1 teaspoon white or black sesame seeds
1 tablespoon olive oil
1 shallot, minced
1 teaspoon ground ginger
1/2 teaspoon curry powder
1/2 teaspoon ground turmeric
1 cup yellow lentils, picked over, rinsed and drained
1 1/2 cups vegetable stock, chicken stock or broth
1/2 cup light coconut milk or reg. and water
2 cups spinach, arugula, or greens
1/2 teaspoon salt
1 tablespoon chopped fresh cilantro (fresh coriander)

Toast only the white sesame seeds before using. To toast, place the sesame seeds in a small, dry saute or frying pan over medium heat. Cook briefly, shaking the pan often and watching carefully to prevent burning. Remove the seeds from the pan as soon as they begin to turn brown. Set aside.

In a large saucepan, heat the olive oil over medium heat. Add the shallot, ginger, curry powder and turmeric and cook, stirring, until the spices are fragrant, about 1 minute.
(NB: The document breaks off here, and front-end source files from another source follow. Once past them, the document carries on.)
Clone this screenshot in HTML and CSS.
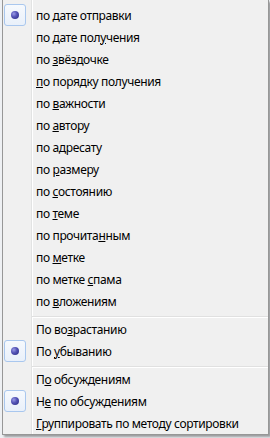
FILE: index.html
```html
<!DOCTYPE html>
<html lang="ru">
<head>
<meta charset="utf-8">
<link rel="stylesheet" href="styles.css">
</head>
<body>
<div class="menu">
  <div class="item checked"><span class="check"><span class="dot"></span></span><span class="label">по <u>д</u>ате отправки</span></div>
  <div class="item"><span class="check"></span><span class="label">по дате пол<u>у</u>чения</span></div>
  <div class="item"><span class="check"></span><span class="label">по <u>з</u>вёздочке</span></div>
  <div class="item"><span class="check"></span><span class="label"><u>п</u>о порядку получения</span></div>
  <div class="item"><span class="check"></span><span class="label">по <u>в</u>ажности</span></div>
  <div class="item"><span class="check"></span><span class="label">по <u>а</u>втору</span></div>
  <div class="item"><span class="check"></span><span class="label">по а<u>д</u>ресату</span></div>
  <div class="item"><span class="check"></span><span class="label">по <u>р</u>азмеру</span></div>
  <div class="item"><span class="check"></span><span class="label">по <u>с</u>остоянию</span></div>
  <div class="item"><span class="check"></span><span class="label">по <u>т</u>еме</span></div>
  <div class="item"><span class="check"></span><span class="label">по прочита<u>н</u>ным</span></div>
  <div class="item"><span class="check"></span><span class="label">по <u>м</u>етке</span></div>
  <div class="item"><span class="check"></span><span class="label">по метке <u>с</u>пама</span></div>
  <div class="item"><span class="check"></span><span class="label">по <u>в</u>ложениям</span></div>
  <div class="sep"><span class="line"></span></div>
  <div class="item"><span class="check"></span><span class="label">По во<u>з</u>растанию</span></div>
  <div class="item checked"><span class="check"><span class="dot"></span></span><span class="label">По <u>у</u>быванию</span></div>
  <div class="sep"><span class="line"></span></div>
  <div class="item"><span class="check"></span><span class="label">П<u>о</u> обсуждениям</span></div>
  <div class="item checked"><span class="check"><span class="dot"></span></span><span class="label">Н<u>е</u> по обсуждениям</span></div>
  <div class="item"><span class="check"></span><span class="label"><u>Г</u>руппировать по методу сортировки</span></div>
</div>
</body>
</html>
```
FILE: styles.css
```css
html, body {
  margin: 0;
  padding: 0;
}
body {
  width: 270px;
  height: 438px;
  background: #eef0f3;
  overflow: hidden;
  font-family: "Noto Sans", "Open Sans", sans-serif;
  font-size: 12px;
  letter-spacing: -0.35px;
  color: #000;
}
.menu {
  margin-left: 2px;
  width: 264px;
  padding: 4px 0 0 1px;
  box-sizing: content-box;
  border-left: 1px solid #979797;
  border-right: 1px solid #979797;
  border-bottom: 1px solid #979797;
  background:
    linear-gradient(to right, transparent 28px, #e2e3e3 28px, #e2e3e3 29px, #ffffff 29px, #ffffff 30px, transparent 30px),
    #f0f0f0;
  box-shadow: 2px 2px 2px rgba(0, 0, 0, 0.35);
  display: flex;
  flex-direction: column;
}
.item {
  height: 22px;
  display: flex;
  align-items: center;
}
.check {
  width: 22px;
  height: 22px;
  box-sizing: border-box;
  flex: none;
  display: flex;
  align-items: center;
  justify-content: center;
}
.checked .check {
  border: 1px solid #a9c7ee;
  border-radius: 3px;
  background: linear-gradient(#f6f9fd, #e9f0fa);
}
.dot {
  width: 8px;
  height: 8px;
  border-radius: 50%;
  background: radial-gradient(circle at 35% 35%, #9a9ae6 0, #5656b8 40%, #25257e 100%);
}
.label {
  margin-left: 10px;
  white-space: nowrap;
}
.label u {
  text-decoration: underline;
  text-underline-offset: 1px;
}
.sep {
  height: 6px;
  padding-top: 4px;
  box-sizing: border-box;
  padding-left: 28px;
  display: flex;
}
.sep .line {
  flex: 1;
  height: 0;
  border-top: 1px solid #e0e0e0;
  border-bottom: 1px solid #ffffff;
}
```
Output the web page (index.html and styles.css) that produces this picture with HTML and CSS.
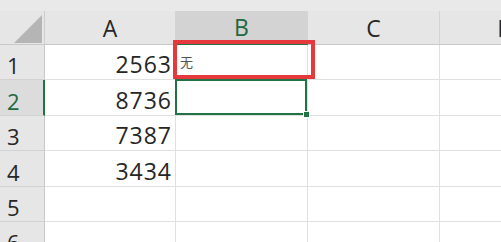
FILE: index.html
```html
<!DOCTYPE html>
<html lang="zh">
    <head>
        <meta charset="UTF-8">
        <title>Sheet</title>
        <link rel="stylesheet" href="styles.css">
    </head>
    <body>
        <div class="topbar"></div>

        <div class="sheet">
            <div class="corner"><span class="tri"></span></div>
            <div class="colhead">A</div>
            <div class="colhead sel">B</div>
            <div class="colhead">C</div>
            <div class="colhead">D</div>

            <div class="rowhead">1</div>
            <div class="cell num">2563</div>
            <div class="cell text marked">无</div>
            <div class="cell"></div>
            <div class="cell"></div>

            <div class="rowhead sel">2</div>
            <div class="cell num">8736</div>
            <div class="cell active"></div>
            <div class="cell"></div>
            <div class="cell"></div>

            <div class="rowhead">3</div>
            <div class="cell num">7387</div>
            <div class="cell"></div>
            <div class="cell"></div>
            <div class="cell"></div>

            <div class="rowhead">4</div>
            <div class="cell num">3434</div>
            <div class="cell"></div>
            <div class="cell"></div>
            <div class="cell"></div>

            <div class="rowhead">5</div>
            <div class="cell"></div>
            <div class="cell"></div>
            <div class="cell"></div>
            <div class="cell"></div>

            <div class="rowhead">6</div>
            <div class="cell"></div>
            <div class="cell"></div>
            <div class="cell"></div>
            <div class="cell"></div>
        </div>
    </body>
</html>
```

FILE: styles.css
```css
body {
    margin: 0;
    width: 501px;
    height: 242px;
    overflow: hidden;
    background-color: #ffffff;
    font-family: "Open Sans", "Noto Sans CJK SC", sans-serif;
    color: #262626;
}

.topbar {
    height: 11px;
    background-color: #e9e9e9;
}

.sheet {
    display: grid;
    grid-template-columns: 45px 131px 132px 132px 132px;
    grid-template-rows: 34px;
    grid-auto-rows: 35.4px;
    width: 572px;
}

.corner,
.colhead,
.rowhead,
.cell {
    box-sizing: border-box;
    border-right: 1px solid #e0e0e0;
    border-bottom: 1px solid #e0e0e0;
}

.corner {
    position: relative;
    background-color: #e6e6e6;
    border-right-color: #cdcdcd;
    border-bottom-color: #c9c9c9;
}

.tri {
    position: absolute;
    left: 14px;
    top: 4px;
    width: 28px;
    height: 28px;
    background-color: #b5b5b5;
    clip-path: polygon(100% 0, 100% 100%, 0 100%);
}

.colhead {
    display: flex;
    justify-content: center;
    align-items: center;
    font-size: 23px;
    background-color: #e6e6e6;
    border-right-color: #d4d4d4;
    border-bottom-color: #c9c9c9;
}

.colhead.sel {
    background-color: #d3d3d3;
    color: #21683f;
    border-bottom: 2px solid #217346;
}

.rowhead {
    display: flex;
    align-items: flex-end;
    padding: 0 0 3px 7px;
    font-size: 22px;
    line-height: 1;
    background-color: #e6e6e6;
    border-right-color: #c9c9c9;
    border-bottom-color: #d2d2d2;
}

.rowhead.sel {
    background-color: #dcdcdc;
    color: #21683f;
    border-right: 2px solid #217346;
}

.cell {
    display: flex;
    align-items: flex-end;
    font-size: 23px;
    line-height: 1;
}

.num {
    justify-content: flex-end;
    padding: 0 3px 3px 0;
    letter-spacing: 1px;
}

.text {
    align-items: center;
    padding-left: 4px;
    font-size: 13px;
    color: #555555;
}

.marked {
    position: relative;
}

.marked::after {
    content: "";
    position: absolute;
    top: -5px;
    left: -3px;
    right: -8px;
    bottom: 0;
    border: 4px solid #e5393d;
    z-index: 3;
}

.active {
    position: relative;
}

.active::before {
    content: "";
    position: absolute;
    top: -1px;
    left: -1px;
    right: 0;
    bottom: 0;
    border: 2px solid #217346;
    z-index: 2;
}

.active::after {
    content: "";
    position: absolute;
    right: -3px;
    bottom: -3px;
    width: 5px;
    height: 5px;
    background-color: #217346;
    border: 1px solid #ffffff;
    z-index: 2;
}
```
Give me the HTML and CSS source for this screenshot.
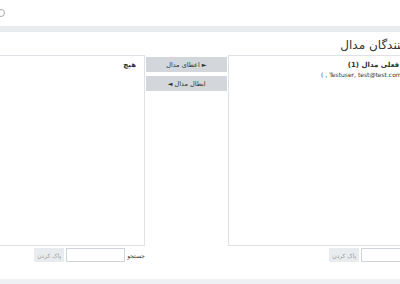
FILE: index.html
```html
<!DOCTYPE html>
<html lang="fa" dir="rtl">
<head>
    <meta charset="utf-8">
    <title>دریافت‌کنندگان مدال</title>
    <link rel="stylesheet" href="styles.css">
</head>
<body>
    <header class="topbar">
        <span class="topbar-icon"></span>
    </header>
    <div class="band"></div>

    <main class="page">
        <h2 class="title">دریافت‌کنندگان مدال</h2>
        <div class="selector">
            <div class="col">
                <div class="listbox">
                    <div class="group">دارندگان فعلی مدال (1)</div>
                    <div class="opt"><span dir="ltr">( , Testuser, test@test.com)</span></div>
                </div>
                <div class="search">
                    <label>جستجو</label>
                    <input type="text">
                    <button class="clear" disabled>پاک کردن</button>
                </div>
            </div>

            <div class="actions">
                <button class="move">► اعطای مدال</button>
                <button class="move">ابطال مدال ◄</button>
            </div>

            <div class="col">
                <div class="listbox">
                    <div class="group">هیچ</div>
                </div>
                <div class="search">
                    <label>جستجو</label>
                    <input type="text">
                    <button class="clear" disabled>پاک کردن</button>
                </div>
            </div>
        </div>
    </main>

    <div class="band bottom"></div>
</body>
</html>
```

FILE: styles.css
```css
body {
    margin: 0;
    font-family: "Liberation Sans", "DejaVu Sans", sans-serif;
    color: #333;
    background: #fff;
    overflow: hidden;
}
.topbar {
    height: 26px;
    display: flex;
    align-items: center;
    justify-content: flex-end;
}
.topbar-icon {
    width: 6px;
    height: 6px;
    margin-left: -3px;
    border: 1px solid #aaa;
    border-radius: 50%;
}
.band {
    height: 6px;
    background: #e9ecef;
}
.band.bottom {
    background: #eef0f3;
}
.page {
    margin: 0 -40px 0 -67px;
    padding: 4px 0 17px;
}
.title {
    margin: 0 -2px 1px 0;
    font-family: "DejaVu Sans", sans-serif;
    font-size: 12px;
    font-weight: normal;
    line-height: 18px;
    color: #333;
}
.selector {
    display: flex;
}
.col {
    width: 212px;
}
.listbox {
    height: 191px;
    border: 1px solid #dee2e6;
    padding: 4px 8px;
    box-sizing: border-box;
    font-family: "DejaVu Sans", sans-serif;
    font-size: 7px;
    line-height: 10px;
}
.group {
    font-weight: bold;
}
.opt {
    text-align: right;
    margin-right: 27px;
    font-size: 6px;
}
.search {
    display: flex;
    align-items: center;
    margin-top: 2px;
    font-family: "DejaVu Sans", sans-serif;
    font-size: 6px;
}
.search label {
    margin-left: 2px;
}
.search input {
    width: 59px;
    height: 14px;
    box-sizing: border-box;
    margin: 0 0 0 2px;
    border: 1px solid #ced4da;
    padding: 0;
}
.clear {
    width: 30px;
    height: 14px;
    padding: 0;
    border: none;
    background: #e9ecef;
    color: #999;
    font-family: "DejaVu Sans", sans-serif;
    font-size: 6px;
}
.actions {
    width: 83px;
    display: flex;
    flex-direction: column;
    gap: 4px;
    padding: 2px 1px 0;
    box-sizing: border-box;
}
.move {
    height: 15px;
    padding: 0;
    border: none;
    background: #d3d7dc;
    color: #333;
    font-family: "DejaVu Sans", sans-serif;
    font-size: 6.5px;
}
```
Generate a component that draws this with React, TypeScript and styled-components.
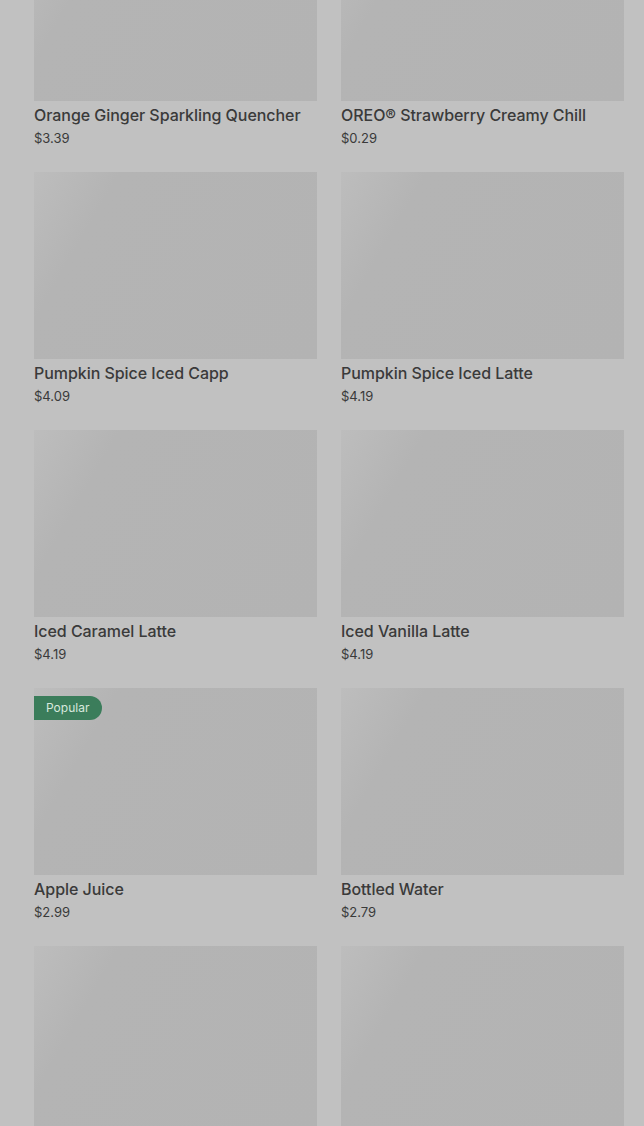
import styled, { createGlobalStyle } from 'styled-components'

const Global = createGlobalStyle`
  html, body {
    margin: 0;
    padding: 0;
    background: #c1c1c1;
    overflow: hidden;
  }
  body {
    font-family: Inter, "Liberation Sans", Arial, sans-serif;
  }
`

type Item = { name: string; price: string; badge?: string }

const items: Item[] = [
  { name: 'Orange Ginger Sparkling Quencher', price: '$3.39' },
  { name: 'OREO® Strawberry Creamy Chill', price: '$0.29' },
  { name: 'Pumpkin Spice Iced Capp', price: '$4.09' },
  { name: 'Pumpkin Spice Iced Latte', price: '$4.19' },
  { name: 'Iced Caramel Latte', price: '$4.19' },
  { name: 'Iced Vanilla Latte', price: '$4.19' },
  { name: 'Apple Juice', price: '$2.99', badge: 'Popular' },
  { name: 'Bottled Water', price: '$2.79' },
  { name: 'Hot Chocolate', price: '$2.49' },
  { name: 'Steeped Tea', price: '$1.99' },
]

const App = () => {
  return (
    <Page>
      <Global />
      <Grid>
        {items.map((it) => (
          <Card key={it.name}>
            <Thumb>{it.badge && <Badge>{it.badge}</Badge>}</Thumb>
            <Name>{it.name}</Name>
            <Price>{it.price}</Price>
          </Card>
        ))}
      </Grid>
    </Page>
  )
}

export default App

const Page = styled.div`
  width: 644px;
  height: 1126px;
  overflow: hidden;
  background: #c1c1c1;
`
const Grid = styled.div`
  margin-top: -86px;
  padding: 0 20px 0 34px;
  display: grid;
  grid-template-columns: 283px 283px;
  column-gap: 24px;
  row-gap: 24px;
`
const Card = styled.div`
  display: flex;
  flex-direction: column;
`
const Thumb = styled.div`
  position: relative;
  height: 187px;
  background: linear-gradient(120deg, #bdbdbd 0%, #b4b4b4 22%, #b3b3b3 100%);
`
const Badge = styled.span`
  position: absolute;
  left: 0;
  top: 8px;
  height: 24px;
  line-height: 24px;
  padding: 0 13px 0 12px;
  background: #3b7d5b;
  color: #d8e8de;
  font-size: 12px;
  border-radius: 0 12px 12px 0;
`
const Name = styled.div`
  margin-top: 4px;
  font-size: 16px;
  font-weight: 500;
  line-height: 20px;
  letter-spacing: -0.05px;
  color: #3a3a3a;
`
const Price = styled.div`
  margin-top: 3px;
  font-size: 13px;
  line-height: 20px;
  color: #3a3a3a;
`
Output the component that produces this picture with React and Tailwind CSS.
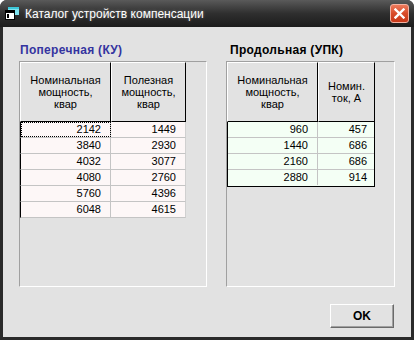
import React from "react";

const font = { fontFamily: '"Liberation Sans", Arial, sans-serif' };

const leftRows = [
  [2142, 1449],
  [3840, 2930],
  [4032, 3077],
  [4080, 2760],
  [5760, 4396],
  [6048, 4615],
];

const rightRows = [
  [960, 457],
  [1440, 686],
  [2160, 686],
  [2880, 914],
];

function HeaderCell({ width, lines }) {
  return (
    <div
      className="h-[60px] flex flex-col items-center justify-center border-t border-l border-t-white border-l-white border-r border-b border-r-black border-b-black bg-[#e2e2e2] text-[11px] leading-[12px] text-black text-center"
      style={{ width }}
    >
      {lines.map((l) => (
        <span key={l}>{l}</span>
      ))}
    </div>
  );
}

function WindowIcon() {
  return (
    <svg width="14" height="13" viewBox="0 0 14 13" className="shrink-0">
      <rect x="3" y="0" width="11" height="8" fill="#7fe3ef" />
      <rect x="3" y="0" width="11" height="2" fill="#3cc6d8" />
      <rect x="0.5" y="3.5" width="9" height="9" fill="#ffffff" stroke="#000" />
      <rect x="1" y="4" width="8" height="2" fill="#000" />
      <rect x="2" y="7" width="2" height="4" fill="#000" />
    </svg>
  );
}

export default function App() {
  return (
    <div className="w-[414px] h-[340px] bg-[#2a2a2a] rounded-t-[7px] flex flex-col overflow-hidden" style={font}>
      {/* title bar */}
      <div className="h-[27px] shrink-0 flex items-center pl-[5px] pr-[5px] bg-gradient-to-b from-[#5a5a5a] via-[#2f2f2f] to-[#1c1c1c]">
        <WindowIcon />
        <span className="ml-[6px] text-white text-[12px] [text-shadow:0_0_3px_rgba(255,255,255,0.35)]">
          Каталог устройств компенсации
        </span>
        <div className="ml-auto w-[19px] h-[19px] rounded-[3px] border border-[#f3b2a2] bg-gradient-to-b from-[#ee7a5c] via-[#d84b29] to-[#c8391a] flex items-center justify-center">
          <svg width="11" height="11" viewBox="0 0 11 11">
            <path d="M1.5 1.5 L9.5 9.5 M9.5 1.5 L1.5 9.5" stroke="#fff" strokeWidth="2.4" strokeLinecap="square" />
          </svg>
        </div>
      </div>

      {/* body */}
      <div className="flex-1 mx-[3px] mb-[3px] bg-[#e2e2e2] flex flex-col pt-[16px] px-[16px] pb-[9px]">
        <div className="flex gap-[19px]">
          {/* left: transverse */}
          <div className="flex flex-col">
            <div className="h-[14px] leading-[14px] mb-[4px] pl-[1px] text-[12px] tracking-[0.3px] font-bold text-[#3434a0]">
              Поперечная (КУ)
            </div>
            <div className="w-[188px] h-[226px] border-t border-l border-[#a0a0a0] border-b border-r border-b-white border-r-white">
              <div className="flex">
                <HeaderCell width={91} lines={["Номинальная", "мощность,", "квар"]} />
                <HeaderCell width={75} lines={["Полезная", "мощность,", "квар"]} />
              </div>
              {leftRows.map(([a, b], i) => (
                <div key={a} className="flex w-[166px] h-[16px] bg-[#fdf7f7] border-b border-[#c4c4c4] border-l border-l-black border-r border-r-[#d0d0d0] text-[11px] text-black">
                  <div
                    className={
                      "w-[90px] h-[15px] leading-[15px] text-right pr-[9px] border-r border-[#c4c4c4]" +
                      (i === 0 ? " outline outline-1 outline-dotted outline-black -outline-offset-1" : "")
                    }
                  >
                    {a}
                  </div>
                  <div className="flex-1 h-[15px] leading-[15px] text-right pr-[9px]">{b}</div>
                </div>
              ))}
            </div>
          </div>

          {/* right: longitudinal */}
          <div className="flex flex-col">
            <div className="h-[14px] leading-[14px] mb-[4px] pl-[4px] text-[12px] tracking-[0.3px] font-bold text-black">
              Продольная (УПК)
            </div>
            <div className="w-[169px] h-[226px] border-t border-l border-[#a0a0a0] border-b border-r border-b-white border-r-white">
              <div className="flex">
                <HeaderCell width={91} lines={["Номинальная", "мощность,", "квар"]} />
                <HeaderCell width={57} lines={["Номин.", "ток, А"]} />
              </div>
              <div className="w-[148px] border-l border-r border-b border-black">
                {rightRows.map(([a, b], i) => (
                  <div
                    key={a}
                    className={
                      "flex h-[16px] bg-[#f4fff5] text-[11px] text-black" +
                      (i < rightRows.length - 1 ? " border-b border-[#c4c4c4]" : "")
                    }
                  >
                    <div className="w-[90px] h-[15px] leading-[15px] text-right pr-[9px] border-r border-[#c4c4c4]">{a}</div>
                    <div className="flex-1 h-[15px] leading-[15px] text-right pr-[7px]">{b}</div>
                  </div>
                ))}
              </div>
            </div>
          </div>
        </div>

        <div className="mt-auto flex justify-end">
          <button className="w-[64px] h-[24px] mr-[1px] bg-[#e2e2e2] border border-t-white border-l-white border-r-[#6a6a6a] border-b-[#6a6a6a] shadow-[inset_-1px_-1px_0_#a0a0a0] text-[12px] font-bold text-black">
            OK
          </button>
        </div>
      </div>
    </div>
  );
}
Add the lentils, stock and coconut milk. Raise the heat to medium-high and bring to a boil. Reduce the heat to low, cover partially, and simmer until the lentils are tender but still firm, about 12 minutes. The mixture should be brothy; add a little water if needed.

Stir in the spinach, cover and simmer for about 3 minutes longer. The lentils should still hold their shape. Uncover and stir in the salt. Serve hot, garnished with the cilantro and toasted white or untoasted black sesame seeds.